### Directive
Select, from the data, each line where "React" occurs.

### Data lines
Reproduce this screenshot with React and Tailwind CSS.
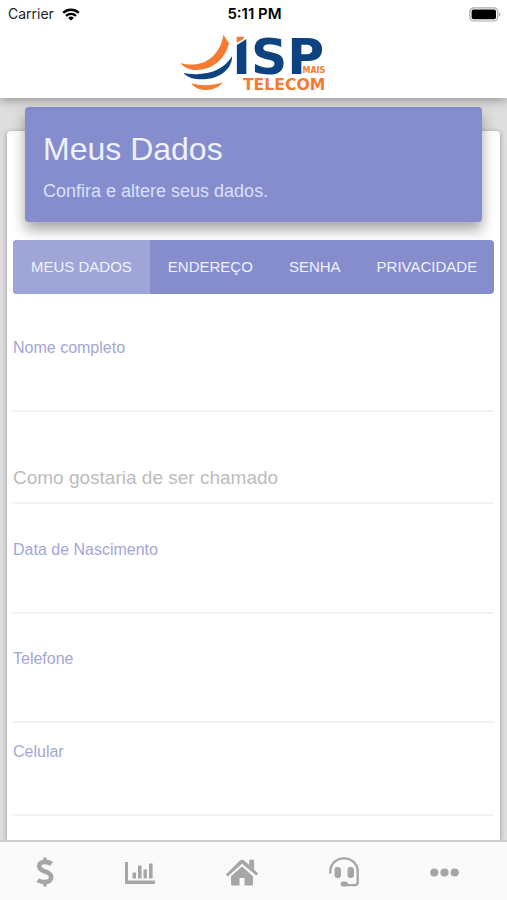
import React from "react";

const tabs = ["MEUS DADOS", "ENDEREÇO", "SENHA", "PRIVACIDADE"];

function StatusBar() {
  return (
    <div className="grid grid-cols-3 items-center pl-2 pr-1.5 h-7 font-['Inter',sans-serif] text-[14px] leading-5 text-[#222]">
      <div className="flex items-center gap-2">
        <span>Carrier</span>
        <svg className="w-[18px] h-[13px]" viewBox="0 0 18 13" fill="none" stroke="#000" strokeWidth="2.3">
          <path d="M1.2 4.9a11.2 11.2 0 0 1 15.6 0" />
          <path d="M4 7.9a7.2 7.2 0 0 1 10 0" />
          <path d="M9 12.6 6.2 9.9a4 4 0 0 1 5.6 0z" fill="#000" stroke="none" />
        </svg>
      </div>
      <span className="text-center text-[15px] font-semibold text-black">5:11 PM</span>
      <svg className="justify-self-end w-8 h-[15px]" viewBox="0 0 32 15">
        <rect x="0.8" y="0.8" width="28" height="13.2" rx="4" fill="#fff" stroke="#aaa" strokeWidth="1.2" />
        <rect x="2.6" y="2.6" width="24.4" height="9.6" rx="2" fill="#000" />
        <path d="M30.3 5.2c1.5.7 1.5 3.7 0 4.4z" fill="#999" />
      </svg>
    </div>
  );
}

function Logo() {
  return (
    <svg className="w-[147px] h-[58px] overflow-visible" viewBox="30 102 441 174" role="img" aria-label="ISP Mais Telecom">
      <path d="M160 104 177 130C166 178 126 212 74 210 54 208 40 201 32 189 100 208 152 166 160 104Z" fill="#f47b30" />
      <path d="M186 169C187 205 152 236 102 238 72 239 51 232 41 219 102 230 158 216 186 169Z" fill="#0b427f" />
      <path d="M64 250C92 258 126 258 159 247 145 264 125 271 104 270 85 269 72 262 64 250Z" fill="#f47b30" />
      <text x="187" y="221" fontFamily="DejaVu Sans, sans-serif" fontWeight="700" fontSize="151" fill="#0b427f">ISP</text>
      <path d="M192 100h46v12l-46 28z" fill="#fff" />
      <path d="M200 110h24l-7 10-17 8z" fill="#f47b30" />
      <text x="466" y="219" textAnchor="end" fontFamily="DejaVu Sans, sans-serif" fontWeight="700" fontSize="24" fill="#f47b30">MAIS</text>
      <text x="466" y="270" textAnchor="end" fontFamily="DejaVu Sans, sans-serif" fontWeight="700" fontSize="47" fill="#f47b30">TELECOM</text>
    </svg>
  );
}

function Field({ id, label, type = "text", className }) {
  return (
    <div className={className}>
      <label htmlFor={id} className="block text-[16px] leading-5 text-[#a3a6d8]">{label}</label>
      <input id={id} type={type} className="block w-full h-[54px] border-b-2 border-[#f2f2f2] bg-transparent text-[18px] text-[#fcfcfc] outline-none" />
    </div>
  );
}

function NavButton({ label, children }) {
  return (
    <button type="button" aria-label={label} className="flex h-full items-center text-[#a6a6a6]">
      {children}
    </button>
  );
}

function BottomNav() {
  return (
    <nav className="relative z-10 flex shrink-0 h-[60px] items-center justify-between border-t-2 border-[#d0d0d0] bg-[#fafafa] pl-9 pr-12 pt-[2px]">
      <NavButton label="Financeiro">
        <svg className="w-[18px] h-[30px]" viewBox="0 0 18 30" fill="none" stroke="currentColor" strokeWidth="4.6">
          <path d="M15.8 6.8C13.4 5.4 11 4.9 8.6 4.9 5.3 4.9 3.1 6.6 3.1 9.2c0 6.3 12.1 4.3 12.1 10.9 0 3.2-2.8 5-6.3 5-2.6 0-5-.6-7.1-2" />
          <path d="M9 .5v5M9 24.5v5" strokeWidth="3.4" />
        </svg>
      </NavButton>
      <NavButton label="Consumo">
        <svg className="w-[30px] h-[23px]" viewBox="0 0 30 23" fill="currentColor">
          <path d="M0 1h3v18.5h27V23H0z" />
          <path d="M7.5 11.5h3.6v6H7.5zM13 4.5h3.6v13H13zM18.5 8.5h3.4v9h-3.4zM24 2.5h3.6v15H24z" />
        </svg>
      </NavButton>
      <NavButton label="Início">
        <svg className="w-8 h-[27px]" viewBox="0 0 32 27" fill="currentColor">
          <path d="M16 .8c1 0 1.7.3 2.4.9l4.8 4.4V1.6c0-.5.4-.8.8-.8h3.2c.5 0 .9.3.9.8v9l3.5 3.3c.4.4.4.8.1 1.2l-.8.9c-.3.4-.8.4-1.2 0L16 4.8 2.3 17c-.4.4-.9.4-1.2 0l-.8-.9c-.3-.4-.3-.8.1-1.2L13.6 1.7c.7-.6 1.4-.9 2.4-.9Z" />
          <path d="m16 7.5 11 9.8v7.8c0 .8-.5 1.3-1.3 1.3h-7.2v-7.4h-5v7.4H6.3c-.8 0-1.3-.5-1.3-1.3v-7.8z" />
        </svg>
      </NavButton>
      <NavButton label="Suporte">
        <svg className="w-[30px] h-[30px]" viewBox="0 0 30 30">
          <path d="M1.3 16.5V14.5C1.3 7 7.2 1.3 15 1.3S28.7 7 28.7 14.5V25c0 2-1.2 3.2-3.2 3.2H15" fill="none" stroke="currentColor" strokeWidth="2.3" />
          <rect x="5.5" y="10" width="6.5" height="11" rx="3" fill="currentColor" />
          <rect x="18.5" y="10" width="6.5" height="11" rx="3" fill="currentColor" />
          <rect x="11.5" y="24.5" width="7.5" height="5" rx="2.5" fill="currentColor" />
        </svg>
      </NavButton>
      <NavButton label="Mais opções">
        <svg className="w-[29px] h-[9px]" viewBox="0 0 29 9" fill="currentColor">
          <circle cx="4.3" cy="4.5" r="4.1" />
          <circle cx="14.5" cy="4.5" r="4.1" />
          <circle cx="24.7" cy="4.5" r="4.1" />
        </svg>
      </NavButton>
    </nav>
  );
}

export default function App() {
  return (
    <div className="flex h-screen flex-col overflow-hidden bg-[#dedede] font-['Liberation_Sans',Arial,sans-serif]">
      <header className="relative z-10 shrink-0 bg-white pb-1.5 shadow-[0_2px_10px_rgba(0,0,0,0.35)]">
        <StatusBar />
        <div className="flex justify-center pt-1.5">
          <Logo />
        </div>
      </header>

      <main className="flex min-h-0 flex-1 flex-col px-[7px]">
        <section className="mt-[33px] flex-1 rounded-t bg-white px-1.5 shadow-[0_1px_5px_rgba(0,0,0,0.35)]">
          <div className="mx-3 -mt-6 rounded bg-[#868dcd] px-[18px] pt-[22px] pb-[18px] text-[#eef2ff] shadow-[0_8px_14px_rgba(0,0,0,0.35)]">
            <h1 className="text-[32px] leading-10">Meus Dados</h1>
            <p className="mt-2.5 text-[18px] leading-[25px] text-[#d9e0fb]">Confira e altere seus dados.</p>
          </div>

          <div role="tablist" className="mt-[18px] flex overflow-hidden rounded bg-[#868dcd]">
            {tabs.map((tab, i) => (
              <button
                key={tab}
                type="button"
                role="tab"
                aria-selected={i === 0}
                className={
                  i === 0
                    ? "h-[54px] shrink-0 whitespace-nowrap bg-[#a0a5d8] px-[18px] text-[15px] leading-5 text-[#eef2ff]"
                    : "h-[54px] shrink-0 whitespace-nowrap px-[18px] text-[15px] leading-5 text-[#eef2ff]"
                }
              >
                {tab}
              </button>
            ))}
          </div>

          <form>
            <Field id="nome" label="Nome completo" className="mt-11" />
            <div className="mt-10">
              <input
                id="apelido"
                aria-label="Como gostaria de ser chamado"
                placeholder="Como gostaria de ser chamado"
                className="block h-[52px] w-full border-b-2 border-[#f2f2f2] bg-transparent pt-[2px] text-[19px] text-[#666] outline-none placeholder:text-[#bcbcbc]"
              />
            </div>
            <Field id="nascimento" label="Data de Nascimento" className="mt-9" />
            <Field id="telefone" label="Telefone" type="tel" className="mt-[35px]" />
            <Field id="celular" label="Celular" type="tel" className="mt-[19px]" />
          </form>
        </section>
      </main>

      <BottomNav />
    </div>
  );
}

### Worked solution
Reproduce this screenshot with React and Tailwind CSS.
import React from "react";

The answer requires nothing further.